**Task brief**
Whenever a line contains the string "React", copy it out of the entries.

**Exercise input**
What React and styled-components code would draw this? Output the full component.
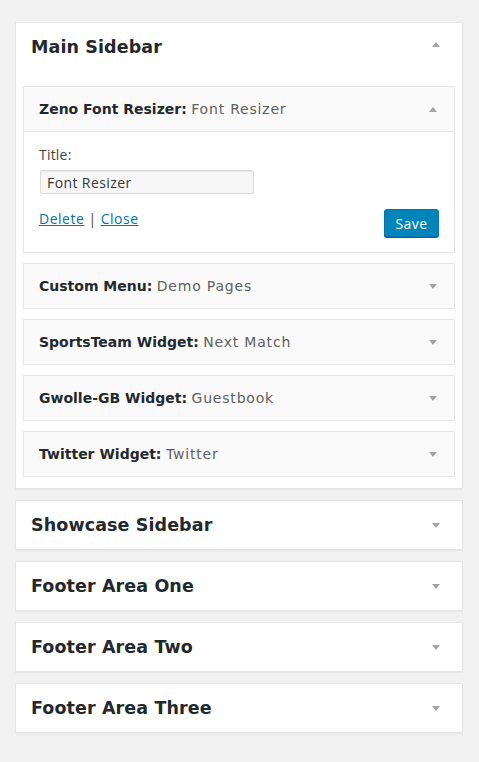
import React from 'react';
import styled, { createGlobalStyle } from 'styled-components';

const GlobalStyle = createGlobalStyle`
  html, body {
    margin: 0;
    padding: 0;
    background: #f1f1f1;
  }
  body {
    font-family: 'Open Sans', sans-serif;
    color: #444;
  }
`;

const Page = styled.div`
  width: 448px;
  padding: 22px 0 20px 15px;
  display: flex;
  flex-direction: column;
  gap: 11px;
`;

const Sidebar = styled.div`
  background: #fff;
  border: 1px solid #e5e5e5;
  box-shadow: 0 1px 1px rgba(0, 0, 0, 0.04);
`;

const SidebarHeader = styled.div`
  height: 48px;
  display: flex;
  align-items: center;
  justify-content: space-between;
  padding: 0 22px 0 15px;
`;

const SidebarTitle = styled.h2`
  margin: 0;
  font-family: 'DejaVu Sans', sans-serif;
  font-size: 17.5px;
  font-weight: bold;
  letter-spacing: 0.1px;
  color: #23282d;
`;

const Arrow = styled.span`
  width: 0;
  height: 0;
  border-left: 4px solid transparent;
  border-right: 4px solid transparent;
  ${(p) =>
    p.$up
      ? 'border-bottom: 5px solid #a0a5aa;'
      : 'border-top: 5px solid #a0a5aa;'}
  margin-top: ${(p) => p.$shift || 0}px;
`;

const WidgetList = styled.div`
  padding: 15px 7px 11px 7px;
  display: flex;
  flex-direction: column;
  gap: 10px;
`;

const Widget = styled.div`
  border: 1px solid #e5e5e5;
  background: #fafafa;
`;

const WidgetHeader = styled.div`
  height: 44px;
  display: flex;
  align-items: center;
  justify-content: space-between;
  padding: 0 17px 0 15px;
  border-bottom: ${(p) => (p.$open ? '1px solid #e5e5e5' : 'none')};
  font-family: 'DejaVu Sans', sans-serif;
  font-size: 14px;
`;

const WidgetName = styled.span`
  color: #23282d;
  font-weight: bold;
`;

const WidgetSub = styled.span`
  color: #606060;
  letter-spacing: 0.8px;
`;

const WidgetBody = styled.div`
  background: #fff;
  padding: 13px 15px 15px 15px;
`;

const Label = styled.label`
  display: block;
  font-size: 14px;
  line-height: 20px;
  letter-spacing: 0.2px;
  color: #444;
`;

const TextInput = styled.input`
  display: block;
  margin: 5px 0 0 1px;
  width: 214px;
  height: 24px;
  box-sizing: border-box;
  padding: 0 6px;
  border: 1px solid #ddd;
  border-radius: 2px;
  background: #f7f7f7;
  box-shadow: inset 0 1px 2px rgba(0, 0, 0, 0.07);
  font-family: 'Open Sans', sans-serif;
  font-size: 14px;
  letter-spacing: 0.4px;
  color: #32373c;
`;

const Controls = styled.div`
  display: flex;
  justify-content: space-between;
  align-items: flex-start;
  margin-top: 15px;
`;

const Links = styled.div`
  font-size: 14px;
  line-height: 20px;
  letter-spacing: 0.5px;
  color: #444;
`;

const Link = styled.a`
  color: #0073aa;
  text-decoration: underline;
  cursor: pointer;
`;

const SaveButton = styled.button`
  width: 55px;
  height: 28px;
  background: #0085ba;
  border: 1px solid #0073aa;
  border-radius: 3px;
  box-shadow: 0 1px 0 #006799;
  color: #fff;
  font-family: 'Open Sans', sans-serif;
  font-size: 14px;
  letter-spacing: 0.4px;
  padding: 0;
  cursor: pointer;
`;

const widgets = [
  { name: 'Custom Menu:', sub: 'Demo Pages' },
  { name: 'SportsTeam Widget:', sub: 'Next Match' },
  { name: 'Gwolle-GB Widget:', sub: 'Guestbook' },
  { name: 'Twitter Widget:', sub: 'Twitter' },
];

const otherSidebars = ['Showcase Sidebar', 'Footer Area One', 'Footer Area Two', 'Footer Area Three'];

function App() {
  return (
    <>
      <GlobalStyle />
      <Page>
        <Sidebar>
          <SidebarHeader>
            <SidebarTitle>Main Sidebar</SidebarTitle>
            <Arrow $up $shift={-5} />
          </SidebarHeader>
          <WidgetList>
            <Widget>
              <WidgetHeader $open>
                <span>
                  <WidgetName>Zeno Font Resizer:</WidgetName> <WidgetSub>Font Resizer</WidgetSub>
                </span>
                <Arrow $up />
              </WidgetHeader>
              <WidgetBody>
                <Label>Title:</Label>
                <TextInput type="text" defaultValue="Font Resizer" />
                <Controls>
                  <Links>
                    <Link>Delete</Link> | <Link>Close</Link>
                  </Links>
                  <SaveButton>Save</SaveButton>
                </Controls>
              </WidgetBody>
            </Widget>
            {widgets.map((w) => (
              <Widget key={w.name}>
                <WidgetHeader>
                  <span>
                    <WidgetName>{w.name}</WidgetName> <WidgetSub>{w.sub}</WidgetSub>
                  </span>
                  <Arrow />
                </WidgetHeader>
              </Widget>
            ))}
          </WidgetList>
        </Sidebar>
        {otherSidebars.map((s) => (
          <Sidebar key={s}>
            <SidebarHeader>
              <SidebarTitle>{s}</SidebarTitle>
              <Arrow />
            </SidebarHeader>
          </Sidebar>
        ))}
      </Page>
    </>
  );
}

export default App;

* * *

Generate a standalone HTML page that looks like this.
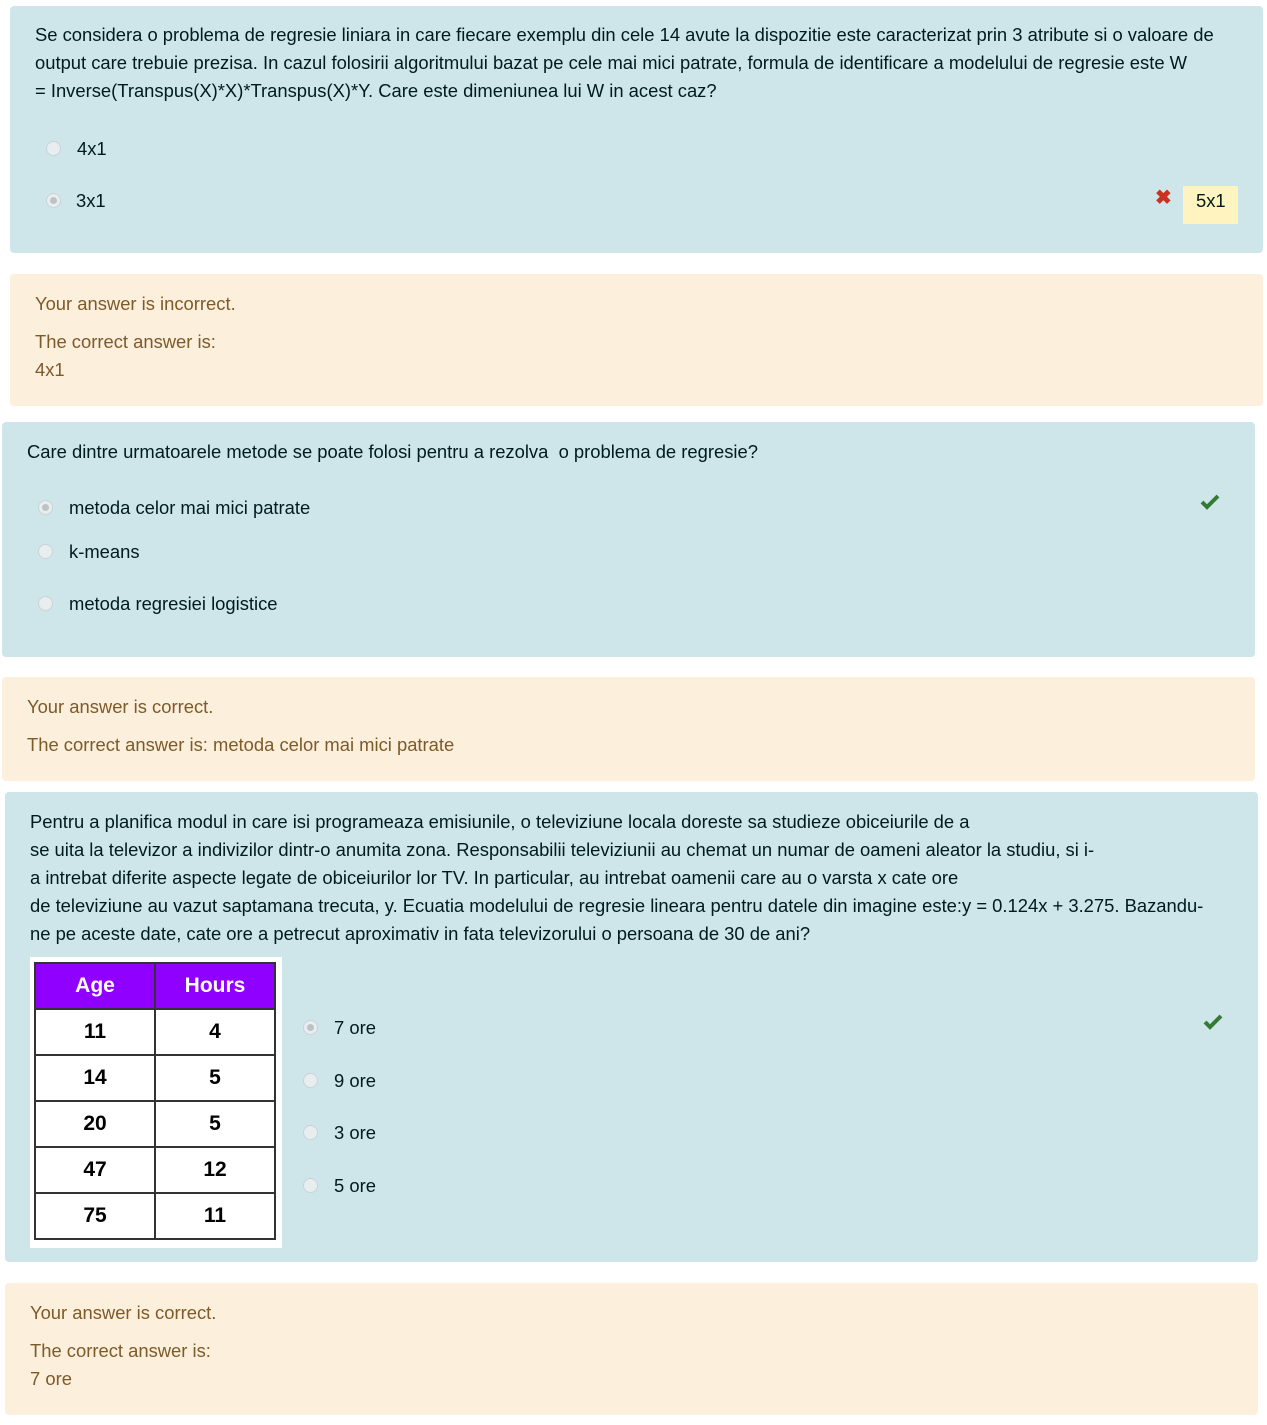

**Task output**
What React and styled-components code would draw this? Output the full component.
import React from 'react';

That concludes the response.